Omit images. Retype all entries verbatim.
***
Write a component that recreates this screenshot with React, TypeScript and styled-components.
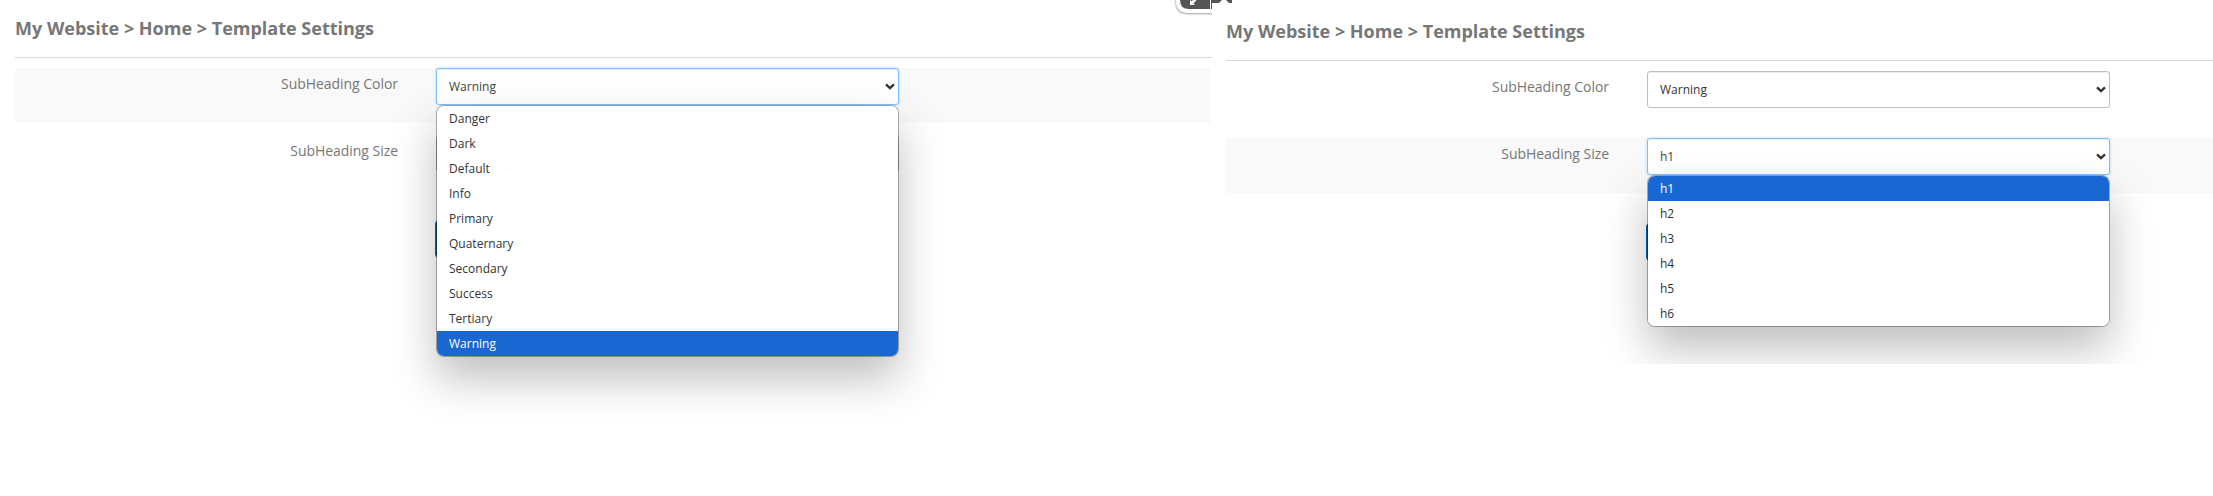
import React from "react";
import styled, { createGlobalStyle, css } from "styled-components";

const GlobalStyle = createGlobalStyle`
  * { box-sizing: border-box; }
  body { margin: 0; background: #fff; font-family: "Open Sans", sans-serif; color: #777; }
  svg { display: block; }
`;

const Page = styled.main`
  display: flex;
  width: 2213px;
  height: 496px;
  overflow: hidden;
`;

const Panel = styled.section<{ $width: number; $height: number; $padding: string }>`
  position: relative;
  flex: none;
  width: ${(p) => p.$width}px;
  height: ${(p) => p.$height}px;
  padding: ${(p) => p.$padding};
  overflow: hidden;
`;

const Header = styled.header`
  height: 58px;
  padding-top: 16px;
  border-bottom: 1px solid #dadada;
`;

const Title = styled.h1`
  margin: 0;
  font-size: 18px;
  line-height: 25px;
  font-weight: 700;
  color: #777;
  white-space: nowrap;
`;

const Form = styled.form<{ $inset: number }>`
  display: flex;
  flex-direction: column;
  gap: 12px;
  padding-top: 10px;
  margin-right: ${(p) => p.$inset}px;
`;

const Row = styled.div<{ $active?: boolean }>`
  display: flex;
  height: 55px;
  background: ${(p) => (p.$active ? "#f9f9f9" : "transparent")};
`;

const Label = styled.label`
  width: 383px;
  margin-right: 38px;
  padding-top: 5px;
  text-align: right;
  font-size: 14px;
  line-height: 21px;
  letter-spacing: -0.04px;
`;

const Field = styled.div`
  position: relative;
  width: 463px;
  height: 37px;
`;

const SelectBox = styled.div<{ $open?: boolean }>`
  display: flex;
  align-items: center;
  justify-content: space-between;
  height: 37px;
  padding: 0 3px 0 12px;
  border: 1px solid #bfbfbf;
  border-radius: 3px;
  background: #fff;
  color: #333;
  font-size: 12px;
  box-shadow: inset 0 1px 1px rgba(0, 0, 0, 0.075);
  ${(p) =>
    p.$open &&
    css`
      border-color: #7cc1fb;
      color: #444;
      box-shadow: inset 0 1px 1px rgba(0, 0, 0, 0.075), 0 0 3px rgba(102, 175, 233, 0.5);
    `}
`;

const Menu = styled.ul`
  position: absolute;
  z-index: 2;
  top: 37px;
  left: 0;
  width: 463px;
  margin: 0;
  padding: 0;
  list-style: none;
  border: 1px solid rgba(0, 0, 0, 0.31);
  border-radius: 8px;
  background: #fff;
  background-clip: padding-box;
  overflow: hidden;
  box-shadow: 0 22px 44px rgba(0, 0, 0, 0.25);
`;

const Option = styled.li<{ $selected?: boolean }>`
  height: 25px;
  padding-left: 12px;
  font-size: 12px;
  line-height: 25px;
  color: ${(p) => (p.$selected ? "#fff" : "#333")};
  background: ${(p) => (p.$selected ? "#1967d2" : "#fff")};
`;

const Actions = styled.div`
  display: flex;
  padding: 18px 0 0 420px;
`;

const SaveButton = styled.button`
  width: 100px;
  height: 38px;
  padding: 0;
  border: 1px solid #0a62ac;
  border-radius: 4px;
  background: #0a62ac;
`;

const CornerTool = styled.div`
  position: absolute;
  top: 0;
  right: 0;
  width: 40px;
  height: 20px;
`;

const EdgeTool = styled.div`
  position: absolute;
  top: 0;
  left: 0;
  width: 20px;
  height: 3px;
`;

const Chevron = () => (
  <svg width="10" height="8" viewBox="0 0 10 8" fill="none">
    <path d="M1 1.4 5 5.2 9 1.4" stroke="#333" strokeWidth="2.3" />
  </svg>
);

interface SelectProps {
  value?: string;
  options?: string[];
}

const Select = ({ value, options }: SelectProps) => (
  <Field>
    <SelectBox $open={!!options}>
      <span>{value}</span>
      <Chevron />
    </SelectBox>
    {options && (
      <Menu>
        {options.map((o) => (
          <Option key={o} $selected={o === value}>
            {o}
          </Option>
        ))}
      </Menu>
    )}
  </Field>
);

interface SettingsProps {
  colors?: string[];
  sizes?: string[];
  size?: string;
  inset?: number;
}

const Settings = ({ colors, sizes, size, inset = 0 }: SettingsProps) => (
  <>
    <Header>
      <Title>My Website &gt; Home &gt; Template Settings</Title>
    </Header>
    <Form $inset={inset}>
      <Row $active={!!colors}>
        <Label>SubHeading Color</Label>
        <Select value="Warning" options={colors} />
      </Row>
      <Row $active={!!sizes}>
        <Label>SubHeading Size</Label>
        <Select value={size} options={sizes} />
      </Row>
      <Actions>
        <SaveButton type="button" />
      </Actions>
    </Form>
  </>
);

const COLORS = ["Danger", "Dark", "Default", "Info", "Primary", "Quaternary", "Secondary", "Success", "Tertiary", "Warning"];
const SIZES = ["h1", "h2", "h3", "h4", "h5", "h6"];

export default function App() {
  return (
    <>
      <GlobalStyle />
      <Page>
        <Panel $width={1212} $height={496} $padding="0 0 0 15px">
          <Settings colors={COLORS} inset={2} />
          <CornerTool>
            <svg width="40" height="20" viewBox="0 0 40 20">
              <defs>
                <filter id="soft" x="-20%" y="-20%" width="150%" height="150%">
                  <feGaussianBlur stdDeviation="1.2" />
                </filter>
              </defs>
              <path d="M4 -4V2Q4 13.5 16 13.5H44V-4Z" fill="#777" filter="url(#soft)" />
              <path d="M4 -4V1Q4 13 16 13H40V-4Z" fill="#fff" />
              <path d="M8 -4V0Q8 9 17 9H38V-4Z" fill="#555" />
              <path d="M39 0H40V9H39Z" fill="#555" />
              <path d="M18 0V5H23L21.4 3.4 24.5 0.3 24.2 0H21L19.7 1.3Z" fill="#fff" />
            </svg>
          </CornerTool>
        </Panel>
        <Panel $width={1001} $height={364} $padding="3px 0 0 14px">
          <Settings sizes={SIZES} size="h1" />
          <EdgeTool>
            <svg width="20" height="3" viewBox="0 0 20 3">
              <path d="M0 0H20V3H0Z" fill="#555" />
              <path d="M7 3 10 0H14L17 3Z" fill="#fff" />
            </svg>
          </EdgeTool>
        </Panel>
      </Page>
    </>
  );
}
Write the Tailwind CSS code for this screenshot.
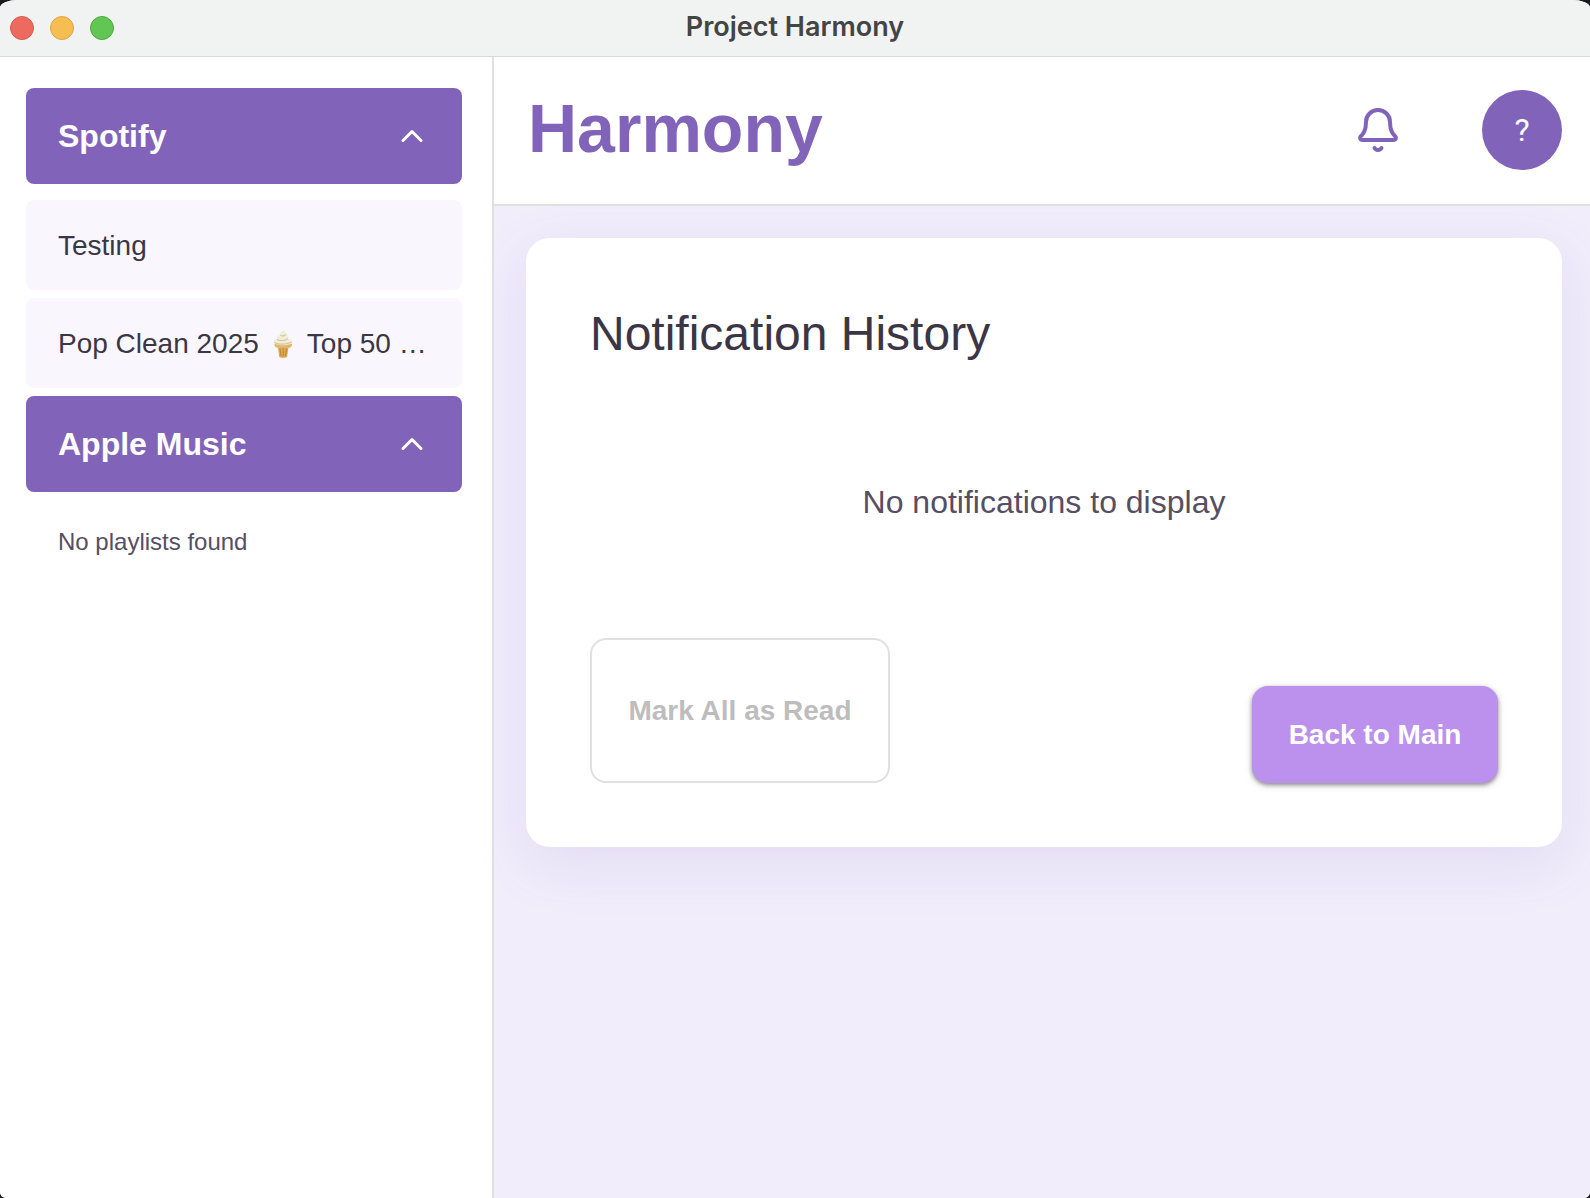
***
**Result:**
Write a component that recreates this screenshot with React, TypeScript and styled-components.
import React from "react";
import styled, { createGlobalStyle, css } from "styled-components";

const GlobalStyle = createGlobalStyle`
  * { box-sizing: border-box; }
  body { margin: 0; background: #fff; font-family: "Open Sans", sans-serif; color: #777; }
  svg { display: block; }
`;

const Page = styled.main`
  display: flex;
  width: 2213px;
  height: 496px;
  overflow: hidden;
`;

const Panel = styled.section<{ $width: number; $height: number; $padding: string }>`
  position: relative;
  flex: none;
  width: ${(p) => p.$width}px;
  height: ${(p) => p.$height}px;
  padding: ${(p) => p.$padding};
  overflow: hidden;
`;

const Header = styled.header`
  height: 58px;
  padding-top: 16px;
  border-bottom: 1px solid #dadada;
`;

const Title = styled.h1`
  margin: 0;
  font-size: 18px;
  line-height: 25px;
  font-weight: 700;
  color: #777;
  white-space: nowrap;
`;

const Form = styled.form<{ $inset: number }>`
  display: flex;
  flex-direction: column;
  gap: 12px;
  padding-top: 10px;
  margin-right: ${(p) => p.$inset}px;
`;

const Row = styled.div<{ $active?: boolean }>`
  display: flex;
  height: 55px;
  background: ${(p) => (p.$active ? "#f9f9f9" : "transparent")};
`;

const Label = styled.label`
  width: 383px;
  margin-right: 38px;
  padding-top: 5px;
  text-align: right;
  font-size: 14px;
  line-height: 21px;
  letter-spacing: -0.04px;
`;

const Field = styled.div`
  position: relative;
  width: 463px;
  height: 37px;
`;

const SelectBox = styled.div<{ $open?: boolean }>`
  display: flex;
  align-items: center;
  justify-content: space-between;
  height: 37px;
  padding: 0 3px 0 12px;
  border: 1px solid #bfbfbf;
  border-radius: 3px;
  background: #fff;
  color: #333;
  font-size: 12px;
  box-shadow: inset 0 1px 1px rgba(0, 0, 0, 0.075);
  ${(p) =>
    p.$open &&
    css`
      border-color: #7cc1fb;
      color: #444;
      box-shadow: inset 0 1px 1px rgba(0, 0, 0, 0.075), 0 0 3px rgba(102, 175, 233, 0.5);
    `}
`;

const Menu = styled.ul`
  position: absolute;
  z-index: 2;
  top: 37px;
  left: 0;
  width: 463px;
  margin: 0;
  padding: 0;
  list-style: none;
  border: 1px solid rgba(0, 0, 0, 0.31);
  border-radius: 8px;
  background: #fff;
  background-clip: padding-box;
  overflow: hidden;
  box-shadow: 0 22px 44px rgba(0, 0, 0, 0.25);
`;

const Option = styled.li<{ $selected?: boolean }>`
  height: 25px;
  padding-left: 12px;
  font-size: 12px;
  line-height: 25px;
  color: ${(p) => (p.$selected ? "#fff" : "#333")};
  background: ${(p) => (p.$selected ? "#1967d2" : "#fff")};
`;

const Actions = styled.div`
  display: flex;
  padding: 18px 0 0 420px;
`;

const SaveButton = styled.button`
  width: 100px;
  height: 38px;
  padding: 0;
  border: 1px solid #0a62ac;
  border-radius: 4px;
  background: #0a62ac;
`;

const CornerTool = styled.div`
  position: absolute;
  top: 0;
  right: 0;
  width: 40px;
  height: 20px;
`;

const EdgeTool = styled.div`
  position: absolute;
  top: 0;
  left: 0;
  width: 20px;
  height: 3px;
`;

const Chevron = () => (
  <svg width="10" height="8" viewBox="0 0 10 8" fill="none">
    <path d="M1 1.4 5 5.2 9 1.4" stroke="#333" strokeWidth="2.3" />
  </svg>
);

interface SelectProps {
  value?: string;
  options?: string[];
}

const Select = ({ value, options }: SelectProps) => (
  <Field>
    <SelectBox $open={!!options}>
      <span>{value}</span>
      <Chevron />
    </SelectBox>
    {options && (
      <Menu>
        {options.map((o) => (
          <Option key={o} $selected={o === value}>
            {o}
          </Option>
        ))}
      </Menu>
    )}
  </Field>
);

interface SettingsProps {
  colors?: string[];
  sizes?: string[];
  size?: string;
  inset?: number;
}

const Settings = ({ colors, sizes, size, inset = 0 }: SettingsProps) => (
  <>
    <Header>
      <Title>My Website &gt; Home &gt; Template Settings</Title>
    </Header>
    <Form $inset={inset}>
      <Row $active={!!colors}>
        <Label>SubHeading Color</Label>
        <Select value="Warning" options={colors} />
      </Row>
      <Row $active={!!sizes}>
        <Label>SubHeading Size</Label>
        <Select value={size} options={sizes} />
      </Row>
      <Actions>
        <SaveButton type="button" />
      </Actions>
    </Form>
  </>
);

const COLORS = ["Danger", "Dark", "Default", "Info", "Primary", "Quaternary", "Secondary", "Success", "Tertiary", "Warning"];
const SIZES = ["h1", "h2", "h3", "h4", "h5", "h6"];

export default function App() {
  return (
    <>
      <GlobalStyle />
      <Page>
        <Panel $width={1212} $height={496} $padding="0 0 0 15px">
          <Settings colors={COLORS} inset={2} />
          <CornerTool>
            <svg width="40" height="20" viewBox="0 0 40 20">
              <defs>
                <filter id="soft" x="-20%" y="-20%" width="150%" height="150%">
                  <feGaussianBlur stdDeviation="1.2" />
                </filter>
              </defs>
              <path d="M4 -4V2Q4 13.5 16 13.5H44V-4Z" fill="#777" filter="url(#soft)" />
              <path d="M4 -4V1Q4 13 16 13H40V-4Z" fill="#fff" />
              <path d="M8 -4V0Q8 9 17 9H38V-4Z" fill="#555" />
              <path d="M39 0H40V9H39Z" fill="#555" />
              <path d="M18 0V5H23L21.4 3.4 24.5 0.3 24.2 0H21L19.7 1.3Z" fill="#fff" />
            </svg>
          </CornerTool>
        </Panel>
        <Panel $width={1001} $height={364} $padding="3px 0 0 14px">
          <Settings sizes={SIZES} size="h1" />
          <EdgeTool>
            <svg width="20" height="3" viewBox="0 0 20 3">
              <path d="M0 0H20V3H0Z" fill="#555" />
              <path d="M7 3 10 0H14L17 3Z" fill="#fff" />
            </svg>
          </EdgeTool>
        </Panel>
      </Page>
    </>
  );
}
Write the Tailwind CSS code for this screenshot.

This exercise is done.